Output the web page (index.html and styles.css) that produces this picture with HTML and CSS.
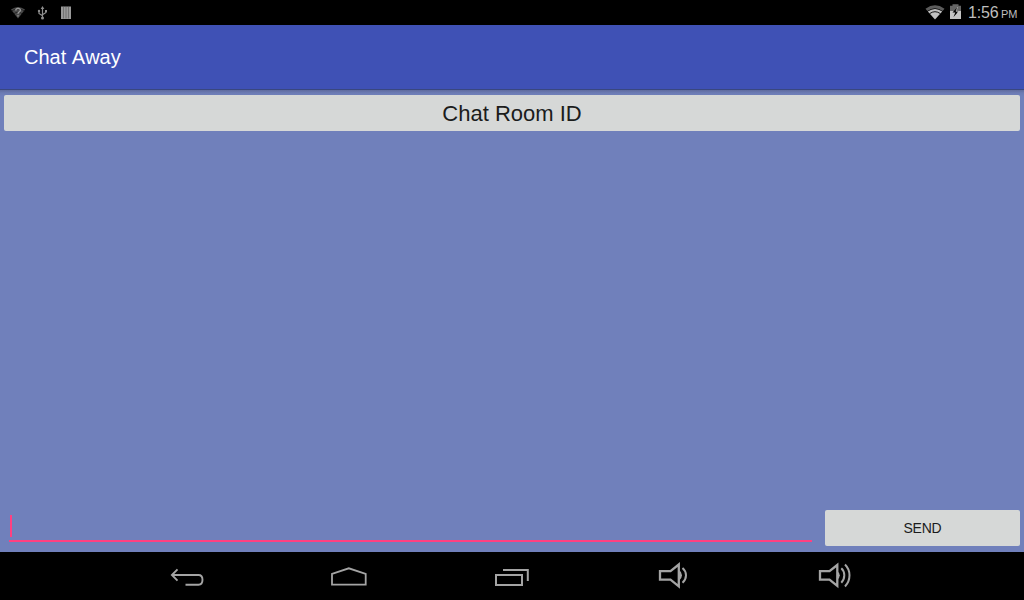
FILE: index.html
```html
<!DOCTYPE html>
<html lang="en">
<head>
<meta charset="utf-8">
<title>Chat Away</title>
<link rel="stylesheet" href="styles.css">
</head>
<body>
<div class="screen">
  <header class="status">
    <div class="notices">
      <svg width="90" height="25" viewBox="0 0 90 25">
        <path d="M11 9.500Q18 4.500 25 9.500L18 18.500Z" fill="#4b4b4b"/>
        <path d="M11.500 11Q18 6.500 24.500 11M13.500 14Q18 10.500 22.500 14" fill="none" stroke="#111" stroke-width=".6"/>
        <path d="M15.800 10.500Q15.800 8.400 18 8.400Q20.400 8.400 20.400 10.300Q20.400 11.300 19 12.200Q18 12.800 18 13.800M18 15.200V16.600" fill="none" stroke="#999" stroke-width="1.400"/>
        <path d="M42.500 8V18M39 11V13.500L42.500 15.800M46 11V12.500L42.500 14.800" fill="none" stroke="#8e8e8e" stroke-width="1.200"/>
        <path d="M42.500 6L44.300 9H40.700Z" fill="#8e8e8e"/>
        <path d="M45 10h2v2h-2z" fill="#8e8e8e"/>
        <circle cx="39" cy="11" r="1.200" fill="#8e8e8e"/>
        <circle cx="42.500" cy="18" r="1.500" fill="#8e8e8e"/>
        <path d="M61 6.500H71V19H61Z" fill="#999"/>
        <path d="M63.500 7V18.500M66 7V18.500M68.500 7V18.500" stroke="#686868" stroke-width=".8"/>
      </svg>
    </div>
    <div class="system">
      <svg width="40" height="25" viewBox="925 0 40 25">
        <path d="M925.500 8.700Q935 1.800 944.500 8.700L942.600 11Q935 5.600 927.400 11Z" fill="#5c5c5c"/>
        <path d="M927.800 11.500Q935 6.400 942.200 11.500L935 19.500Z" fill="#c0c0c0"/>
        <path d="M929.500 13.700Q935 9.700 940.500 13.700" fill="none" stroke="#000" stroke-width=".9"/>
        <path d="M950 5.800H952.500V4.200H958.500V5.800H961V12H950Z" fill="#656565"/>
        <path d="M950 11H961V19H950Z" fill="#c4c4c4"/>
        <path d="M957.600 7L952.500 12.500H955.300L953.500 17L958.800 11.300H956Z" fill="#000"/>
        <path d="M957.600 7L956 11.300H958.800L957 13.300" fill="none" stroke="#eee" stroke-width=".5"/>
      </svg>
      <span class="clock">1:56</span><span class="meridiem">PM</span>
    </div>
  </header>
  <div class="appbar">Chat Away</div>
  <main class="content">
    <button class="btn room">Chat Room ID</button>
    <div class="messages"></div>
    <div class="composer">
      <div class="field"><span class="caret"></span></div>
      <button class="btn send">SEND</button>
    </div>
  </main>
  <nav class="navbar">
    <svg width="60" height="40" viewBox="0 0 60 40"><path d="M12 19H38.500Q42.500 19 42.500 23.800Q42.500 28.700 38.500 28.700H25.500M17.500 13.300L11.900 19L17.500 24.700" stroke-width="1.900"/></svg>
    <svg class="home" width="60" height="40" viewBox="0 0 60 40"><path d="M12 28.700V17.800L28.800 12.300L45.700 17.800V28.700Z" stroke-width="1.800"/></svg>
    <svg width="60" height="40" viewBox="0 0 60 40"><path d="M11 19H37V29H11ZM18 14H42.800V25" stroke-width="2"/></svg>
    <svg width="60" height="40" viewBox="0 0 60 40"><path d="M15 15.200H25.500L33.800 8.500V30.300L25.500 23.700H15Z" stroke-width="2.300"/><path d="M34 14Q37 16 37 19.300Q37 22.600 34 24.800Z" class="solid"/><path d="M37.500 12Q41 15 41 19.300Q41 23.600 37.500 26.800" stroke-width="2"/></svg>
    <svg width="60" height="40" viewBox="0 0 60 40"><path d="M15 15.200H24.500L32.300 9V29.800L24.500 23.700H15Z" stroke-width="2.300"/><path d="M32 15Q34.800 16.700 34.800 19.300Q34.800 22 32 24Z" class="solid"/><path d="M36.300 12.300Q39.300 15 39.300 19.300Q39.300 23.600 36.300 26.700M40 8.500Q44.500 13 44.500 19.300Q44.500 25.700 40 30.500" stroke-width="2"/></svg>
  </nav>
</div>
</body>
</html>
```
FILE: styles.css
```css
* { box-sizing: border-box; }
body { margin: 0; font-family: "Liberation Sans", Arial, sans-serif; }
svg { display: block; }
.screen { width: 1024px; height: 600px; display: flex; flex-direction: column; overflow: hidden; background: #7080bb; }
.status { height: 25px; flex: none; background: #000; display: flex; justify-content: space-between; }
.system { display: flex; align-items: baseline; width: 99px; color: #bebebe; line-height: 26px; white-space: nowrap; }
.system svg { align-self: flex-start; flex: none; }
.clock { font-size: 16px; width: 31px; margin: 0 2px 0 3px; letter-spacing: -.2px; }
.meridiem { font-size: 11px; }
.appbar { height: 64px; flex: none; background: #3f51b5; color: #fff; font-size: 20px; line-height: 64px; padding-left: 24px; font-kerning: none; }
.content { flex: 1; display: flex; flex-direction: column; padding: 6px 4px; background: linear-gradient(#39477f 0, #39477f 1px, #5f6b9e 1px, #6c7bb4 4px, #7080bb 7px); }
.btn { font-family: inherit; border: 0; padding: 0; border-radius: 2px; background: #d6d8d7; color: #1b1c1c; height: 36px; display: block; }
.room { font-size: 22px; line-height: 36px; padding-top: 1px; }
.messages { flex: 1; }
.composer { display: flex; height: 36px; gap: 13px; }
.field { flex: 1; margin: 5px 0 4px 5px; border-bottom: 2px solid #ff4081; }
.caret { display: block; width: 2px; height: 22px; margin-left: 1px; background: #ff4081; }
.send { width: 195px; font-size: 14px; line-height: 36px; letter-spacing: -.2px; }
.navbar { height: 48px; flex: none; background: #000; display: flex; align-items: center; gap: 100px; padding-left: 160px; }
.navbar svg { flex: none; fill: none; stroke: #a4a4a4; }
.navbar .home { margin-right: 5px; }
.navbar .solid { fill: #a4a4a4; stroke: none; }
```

== Your task ==
Say how many lines in this listing hold the string "index", giving the count and nothing more.

== Response to the exercise ==
2